Surely, there has to be a better way.
Former Jockey Found a Second Career
One Joey (Skinny Joey) Merlino was all over the news last week. The reputed boss of the Philadelphia mob, he was in court in Manhattan on racketeering charges and, on Thursday, the jury told the judge it was deadlocked. However, the judge told the jury to get back to work and they will reconvene on Tuesday.
The Associated Press reported: “Joseph ‘Skinny Joey’ Merlino was a tough-talking ‘fixer’ in a widespread scheme to collect insurance payments by bribing doctors to write bogus prescriptions for a pain cream, Assistant U.S. Attorney Max Nicolas told Manhattan jurors.”
But once upon a time, Merlino, 55, was a fairly obscure bug boy on the Mid-Atlantic circuit.
Starting in 1979, Merlino rode for three years and won 41 races, most of them at Monmouth and Parx (then known as Keystone). His biggest win came in the 1981 Annapolis H. at Pimlico.
A Sleeper for the Triple Crown
Still Having Fun (Old Fashioned) is going to have to do a lot more than win a $100,000 stakes in the middle of winter at Laurel before anybody gets too excited about him, but don’t be surprised if you hear a lot more from this colt down the road.
First off, some pretty smart people in Gary Barber and the Wachtel Stable have already bought into him and they surely weren’t disappointed by Saturday’s Miracle Wood at Laurel, even though the horse only won by a neck.

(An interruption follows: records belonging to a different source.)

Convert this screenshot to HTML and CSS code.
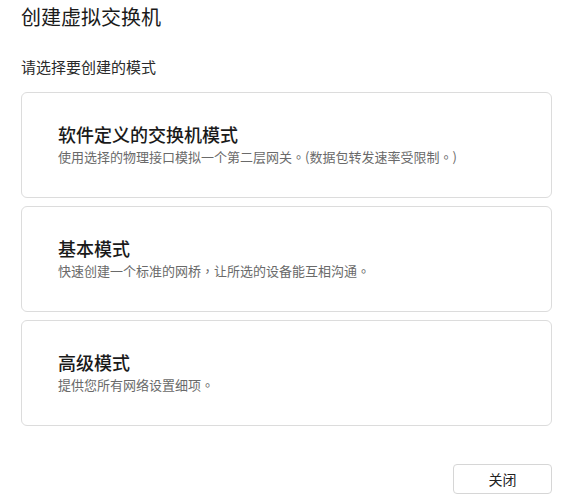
FILE: index.html
```html
<!DOCTYPE html>
<html lang="zh-CN">
<head>
<meta charset="utf-8">
<title>创建虚拟交换机</title>
<link rel="stylesheet" href="styles.css">
</head>
<body>
<div class="dialog">
  <h1 class="dialog-title">创建虚拟交换机</h1>
  <p class="prompt">请选择要创建的模式</p>
  <div class="options">
    <div class="option">
      <div class="option-title">软件定义的交换机模式</div>
      <div class="option-desc">使用选择的物理接口模拟一个第二层网关<span class="punct" lang="zh-TW">。</span>(数据包转发速率受限制<span class="punct" lang="zh-TW">。</span>)</div>
    </div>
    <div class="option">
      <div class="option-title">基本模式</div>
      <div class="option-desc">快速创建一个标准的网桥<span class="punct" lang="zh-TW">，</span>让所选的设备能互相沟通<span class="punct" lang="zh-TW">。</span></div>
    </div>
    <div class="option">
      <div class="option-title">高级模式</div>
      <div class="option-desc">提供您所有网络设置细项<span class="punct" lang="zh-TW">。</span></div>
    </div>
  </div>
  <div class="footer">
    <button class="btn">关闭</button>
  </div>
</div>
</body>
</html>
```
FILE: styles.css
```css
* { box-sizing: border-box; }
html, body {
  margin: 0;
  padding: 0;
  background: #ffffff;
}
body {
  font-family: "Noto Sans CJK SC", "Noto Sans", sans-serif;
  color: #1f1f1f;
}
.dialog {
  padding: 0 12px 0 21px;
}
.dialog-title {
  margin: 0;
  font-size: 20px;
  font-weight: 400;
  line-height: 34px;
  color: #1a1a1a;
}
.prompt {
  margin: 23px 0 0;
  font-size: 15px;
  line-height: 20px;
  color: #2a2a2a;
}
.options {
  margin-top: 15px;
  display: flex;
  flex-direction: column;
  gap: 8px;
}
.option {
  height: 106px;
  border: 1px solid #dcdcdc;
  border-radius: 6px;
  padding: 28px 36px;
}
.option-title {
  font-size: 18px;
  font-weight: 500;
  line-height: 26px;
  color: #1a1a1a;
}
.option-desc {
  font-size: 13px;
  line-height: 20px;
  color: #6a6a6a;
}
.punct {
  font-family: "Noto Sans CJK TC", "Noto Sans CJK SC", sans-serif;
}
.footer {
  margin-top: 38px;
  display: flex;
  justify-content: flex-end;
}
.btn {
  width: 99px;
  height: 30px;
  border: 1px solid #d6d6d6;
  border-radius: 4px;
  background: #ffffff;
  font-family: "Noto Sans CJK SC", "Noto Sans", sans-serif;
  font-size: 14px;
  color: #222222;
  padding: 0;
}
```
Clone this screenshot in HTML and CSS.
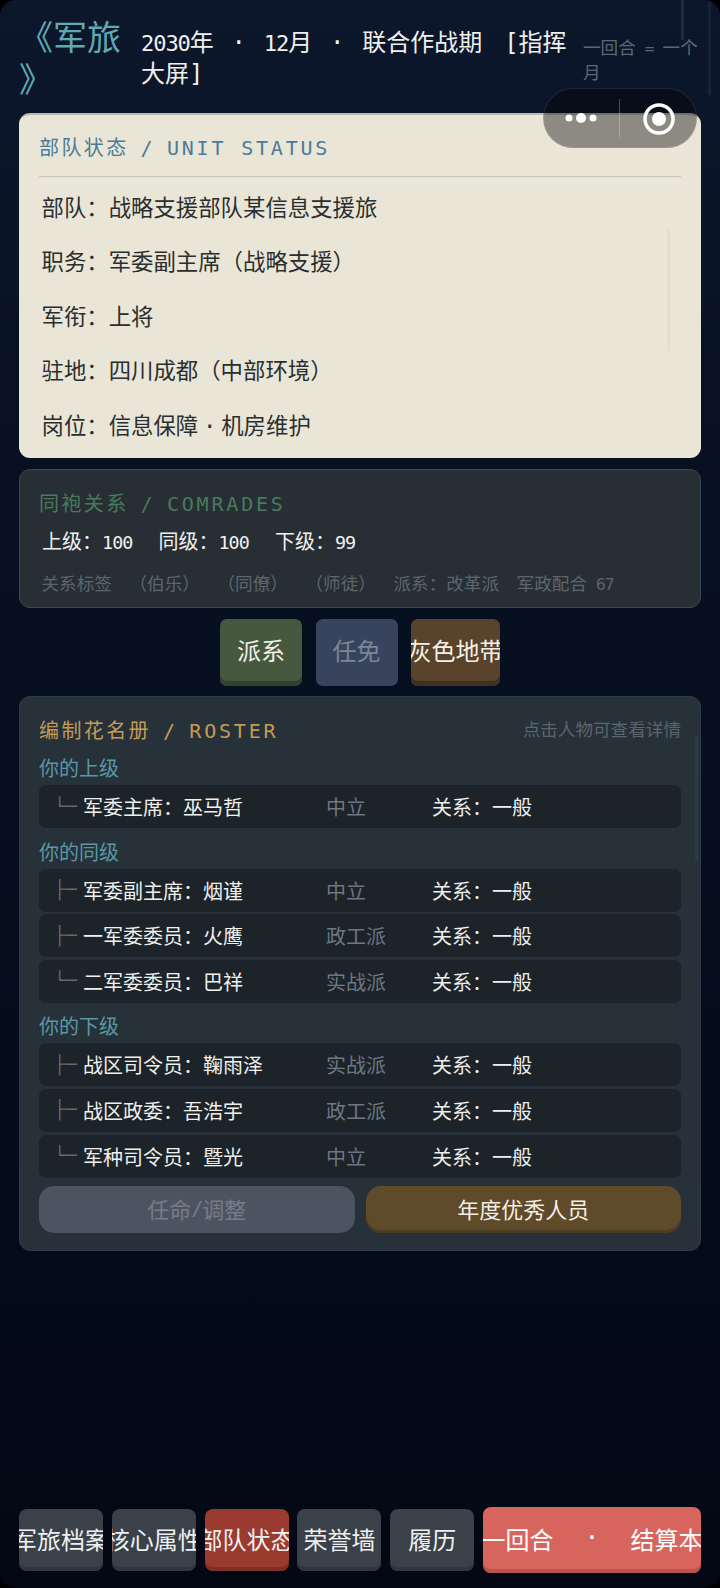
FILE: index.html
```html
<!DOCTYPE html>
<html lang="zh-CN">
   <head>
      <meta charset="UTF-8" />
      <meta name="viewport" content="width=device-width, initial-scale=1" />
      <title>军旅</title>
      <link rel="stylesheet" href="styles.css">
   </head>
   <body>
      <div class="page">
         <div class="track track-a"></div>
         <div class="track track-b"></div>
         <header class="topbar">
            <h1 class="game-title">《军旅<br>》</h1>
            <div class="game-date"><span class="num">2030</span>年<span class="sep">·</span><span class="num">12</span>月<span class="sep">·</span>联合作战期<span class="sp"></span>[指挥大屏]</div>
            <div class="game-hint">一回合<span class="num"> = </span>一个月</div>
         </header>

         <div class="capsule">
            <svg class="capsule-more" width="34" height="14" viewBox="0 0 34 14"><circle cx="5" cy="7" r="3.5" fill="#fff"/><circle cx="17" cy="7" r="5" fill="#fff"/><circle cx="29" cy="7" r="3.5" fill="#fff"/></svg>
            <span class="capsule-line"></span>
            <svg class="capsule-close" width="34" height="34" viewBox="0 0 34 34"><circle cx="17" cy="17" r="14" fill="none" stroke="#fff" stroke-width="3.5"/><circle cx="17" cy="17" r="7" fill="#fff"/></svg>
         </div>

         <section class="card card-status">
            <h2 class="card-title title-status">部队状态 / <span class="latin">UNIT STATUS</span></h2>
            <div class="status-list">
               <div class="status-row">部队：战略支援部队某信息支援旅</div>
               <div class="status-row">职务：军委副主席（战略支援）</div>
               <div class="status-row">军衔：上将</div>
               <div class="status-row">驻地：四川成都（中部环境）</div>
               <div class="status-row">岗位：信息保障<span class="dot">·</span>机房维护</div>
            </div>
            <div class="status-scroll"></div>
         </section>

         <section class="card card-comrades">
            <h2 class="card-title title-comrades">同袍关系 / <span class="latin">COMRADES</span></h2>
            <div class="rel-scores">
               <span>上级：<span class="num">100</span></span>
               <span>同级：<span class="num">100</span></span>
               <span>下级：<span class="num">99</span></span>
            </div>
            <div class="rel-tags">
               <span>关系标签</span>
               <span>（伯乐）</span>
               <span>（同僚）</span>
               <span>（师徒）</span>
               <span>派系：改革派</span>
               <span>军政配合<span class="num"> 67</span></span>
            </div>
         </section>

         <div class="action-row">
            <button class="action-btn btn-green">派系</button>
            <button class="action-btn btn-blue">任免</button>
            <button class="action-btn btn-brown">灰色地带</button>
         </div>

         <section class="card card-roster">
            <div class="roster-head">
               <h2 class="card-title title-roster">编制花名册 / <span class="latin">ROSTER</span></h2>
               <span class="roster-hint">点击人物可查看详情</span>
            </div>

            <h3 class="roster-group">你的上级</h3>
            <div class="roster-row"><span class="tree">└─</span><span class="who">军委主席：巫马哲</span><span class="faction">中立</span><span class="rel">关系：一般</span></div>

            <h3 class="roster-group">你的同级</h3>
            <div class="roster-row"><span class="tree">├─</span><span class="who">军委副主席：烟谨</span><span class="faction">中立</span><span class="rel">关系：一般</span></div>
            <div class="roster-row"><span class="tree">├─</span><span class="who">一军委委员：火鹰</span><span class="faction">政工派</span><span class="rel">关系：一般</span></div>
            <div class="roster-row"><span class="tree">└─</span><span class="who">二军委委员：巴祥</span><span class="faction">实战派</span><span class="rel">关系：一般</span></div>

            <h3 class="roster-group">你的下级</h3>
            <div class="roster-row"><span class="tree">├─</span><span class="who">战区司令员：鞠雨泽</span><span class="faction">实战派</span><span class="rel">关系：一般</span></div>
            <div class="roster-row"><span class="tree">├─</span><span class="who">战区政委：吾浩宇</span><span class="faction">政工派</span><span class="rel">关系：一般</span></div>
            <div class="roster-row"><span class="tree">└─</span><span class="who">军种司令员：暨光</span><span class="faction">中立</span><span class="rel">关系：一般</span></div>

            <div class="roster-actions">
               <button class="roster-btn btn-grey">任命<span class="num">/</span>调整</button>
               <button class="roster-btn btn-gold">年度优秀人员</button>
            </div>
            <div class="roster-scroll"></div>
         </section>

         <nav class="bottom-nav">
            <button class="nav-btn">军旅档案</button>
            <button class="nav-btn">核心属性</button>
            <button class="nav-btn nav-active">部队状态</button>
            <button class="nav-btn">荣誉墙</button>
            <button class="nav-btn">履历</button>
            <button class="nav-btn nav-next">下一回合<span class="sep-next">·</span>结算本月</button>
         </nav>
      </div>
   </body>
</html>
```

FILE: styles.css
```css
* {
box-sizing: border-box;
}
html, body {
margin: 0;
padding: 0;
background: #000;
}
body {
font-family: 'DejaVu Sans Mono', 'Noto Sans CJK SC', monospace;
color: #eee;
}
.page {
position: relative;
display: flex;
flex-direction: column;
width: 720px;
height: 1588px;
padding: 0 19px 15px;
border-radius: 16px;
overflow: hidden;
background: linear-gradient(180deg, #0d172c 0%, #071122 30%, #040b1b 75%, #030814 100%);
}
/* latin in the original font is half an em wide */
.num {
font-size: 0.92em;
letter-spacing: -0.05em;
white-space: pre;
}
.track {
position: absolute;
top: 0;
background: #1a2c3f;
}
.track-a {
left: 681px;
width: 3px;
height: 40px;
}
.track-b {
left: 708px;
width: 3px;
height: 95px;
background: #14233a;
}

/* header */
.topbar {
display: flex;
align-items: flex-start;
height: 113px;
}
.game-title {
flex: 0 0 122px;
margin: 17px 0 0;
font-size: 34px;
font-weight: 400;
line-height: 42px;
color: #5fa8b4;
white-space: nowrap;
}
.game-date {
flex: 0 0 442px;
margin-top: 28px;
padding-right: 12px;
font-size: 24px;
line-height: 31px;
color: #f0f0ec;
}
.sep {
display: inline-block;
width: 50px;
text-align: center;
}
.sp {
display: inline-block;
width: 22px;
}
.game-hint {
flex: 0 0 120px;
margin-top: 36px;
font-size: 17.6px;
line-height: 24px;
color: #5b6778;
}

/* wechat capsule */
.capsule {
position: absolute;
left: 543px;
top: 88px;
z-index: 5;
display: flex;
align-items: center;
width: 154px;
height: 60px;
padding: 0 0 0 20px;
border: 1px solid rgba(255, 255, 255, 0.1);
border-radius: 30px;
background: rgba(0, 0, 0, 0.4);
}
.capsule-more {
flex: none;
}
.capsule-line {
width: 1px;
height: 38px;
margin-left: 21px;
background: rgba(255, 255, 255, 0.25);
}
.capsule-close {
flex: none;
margin: 2px 0 0 22px;
}

/* cards */
.card {
position: relative;
border-radius: 11px;
}
.card-title {
margin: 0;
font-size: 20px;
font-weight: 400;
letter-spacing: 2.4px;
word-spacing: -2.5px;
line-height: 28px;
}
.latin {
letter-spacing: 2.8px;
word-spacing: 0;
}
.card-status {
height: 345px;
padding: 19px 20px 0;
background: #e9e6d8;
border-top: 2px solid #b9bbb4;
}
.title-status {
padding-bottom: 14px;
color: #4c7a98;
border-bottom: 1px solid #c3c6bd;
}
.status-list {
padding: 4px 0 0 2.5px;
}
.status-row {
height: 54.4px;
font-size: 22.4px;
line-height: 54.4px;
color: #2b2e2f;
}
.dot {
display: inline-block;
width: 23px;
text-align: center;
}
.status-scroll {
position: absolute;
left: 648px;
top: 114px;
width: 3px;
height: 122px;
background: #e0e0d2;
}
.card-comrades {
height: 139px;
margin-top: 11px;
padding: 20px 19px 0;
background: #272f35;
border: 1px solid #3a4a54;
}
.title-comrades {
color: #4a7a5e;
}
.rel-scores {
display: flex;
gap: 26px;
margin: 9px 0 0 3px;
font-size: 20px;
line-height: 30px;
color: #f2f2f0;
}
.rel-tags {
display: flex;
gap: 17.6px;
margin: 12px 0 0 2.5px;
font-size: 17.6px;
line-height: 28px;
color: #5c666c;
white-space: nowrap;
}

/* middle buttons */
.action-row {
display: flex;
justify-content: center;
gap: 13.5px;
margin-top: 11px;
}
.action-btn, .roster-btn, .nav-btn {
display: flex;
align-items: center;
justify-content: center;
padding: 0;
border: none;
font-family: inherit;
white-space: nowrap;
overflow: hidden;
}
.action-btn {
width: 82px;
height: 67px;
padding-bottom: 7px;
border-radius: 7px;
font-size: 24px;
}
.btn-green {
background: #46593f;
box-shadow: inset 0 -5px 0 #334030;
color: #f0f0e8;
}
.btn-blue {
background: #38435e;
color: #7c8698;
}
.btn-brown {
width: 89px;
background: #5a432b;
box-shadow: inset 0 -5px 0 #3f3022;
color: #f5f0e6;
}

/* roster */
.card-roster {
height: 555px;
margin-top: 10px;
padding: 20px 19px 0;
background: #27313a;
border: 1px solid #2f3c48;
}
.roster-head {
display: flex;
justify-content: space-between;
align-items: flex-start;
}
.title-roster {
color: #c59c52;
}
.roster-hint {
margin-top: -1px;
font-size: 17.6px;
line-height: 28px;
color: #5c656c;
}
.roster-group {
margin: 12.6px 0 3px;
height: 25px;
font-size: 20px;
font-weight: 400;
line-height: 25px;
color: #5a98a4;
}
.roster-head + .roster-group {
margin-top: 12px;
}
.roster-row {
display: flex;
align-items: center;
height: 43px;
margin-top: 2.6px;
padding-left: 15px;
border-radius: 7px;
background: #1c2329;
font-size: 20px;
white-space: nowrap;
}
.tree {
flex: 0 0 29px;
font-family: 'Liberation Mono', monospace;
font-size: 19px;
color: #5f6b75;
}
.who {
flex: 0 0 243px;
color: #f0f0ee;
}
.faction {
flex: 0 0 106px;
color: #6c7884;
}
.rel {
color: #eeeeec;
}
.roster-actions {
display: flex;
gap: 11px;
margin-top: 8px;
}
.roster-btn {
flex: 1;
height: 47px;
border-radius: 15px;
padding-bottom: 2px;
font-size: 22px;
}
.btn-grey {
background: #4c5361;
color: #777d88;
}
.btn-gold {
background: #5f4a29;
box-shadow: inset 0 -3px 0 #4d3c24;
color: #f3efe4;
}
.roster-scroll {
position: absolute;
left: 675px;
top: 38px;
width: 3px;
height: 126px;
background: #2d3a45;
}

/* bottom nav */
.bottom-nav {
display: flex;
align-items: center;
gap: 8.8px;
margin-top: auto;
}
.nav-btn {
flex: 0 0 84px;
height: 62px;
padding-bottom: 4px;
border-radius: 8px;
background: #3a4149;
box-shadow: inset 0 -4px 0 #30363d;
color: #eef0f0;
font-size: 24px;
}
.nav-active {
background: #9b3a2e;
box-shadow: inset 0 -4px 0 #7e3027;
}
.nav-next {
flex: 0 0 218px;
height: 66px;
background: #d8655d;
box-shadow: inset 0 -4px 0 #b8534d;
color: #fff;
}
.sep-next {
display: inline-block;
width: 77px;
flex: none;
text-align: center;
}
```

Coming off a 4 1/2-length win in the Frank Whiteley S., he had a brutal trip Saturday. Ridden by Fergal Lynch, he broke from the one-post on the one-mile, one-turn race, and ducked in at the start, which cost him about four lengths. Trapped on the inside and lacking room all down the backstretch, Lynch was forced to steady. Finally, he found an open lane in mid-stretch, but it looked like long shot Old Time Revival (Brethern) was long gone. But Still Having Fun showed admirable courage, dug down and caught the longshot before the wire. Trainer Timothy Keefe said the Private Terms S. is likely next. If the connections don’t point for the Derby, he might just turn out to be the hot new shooter in the GI Preakness S.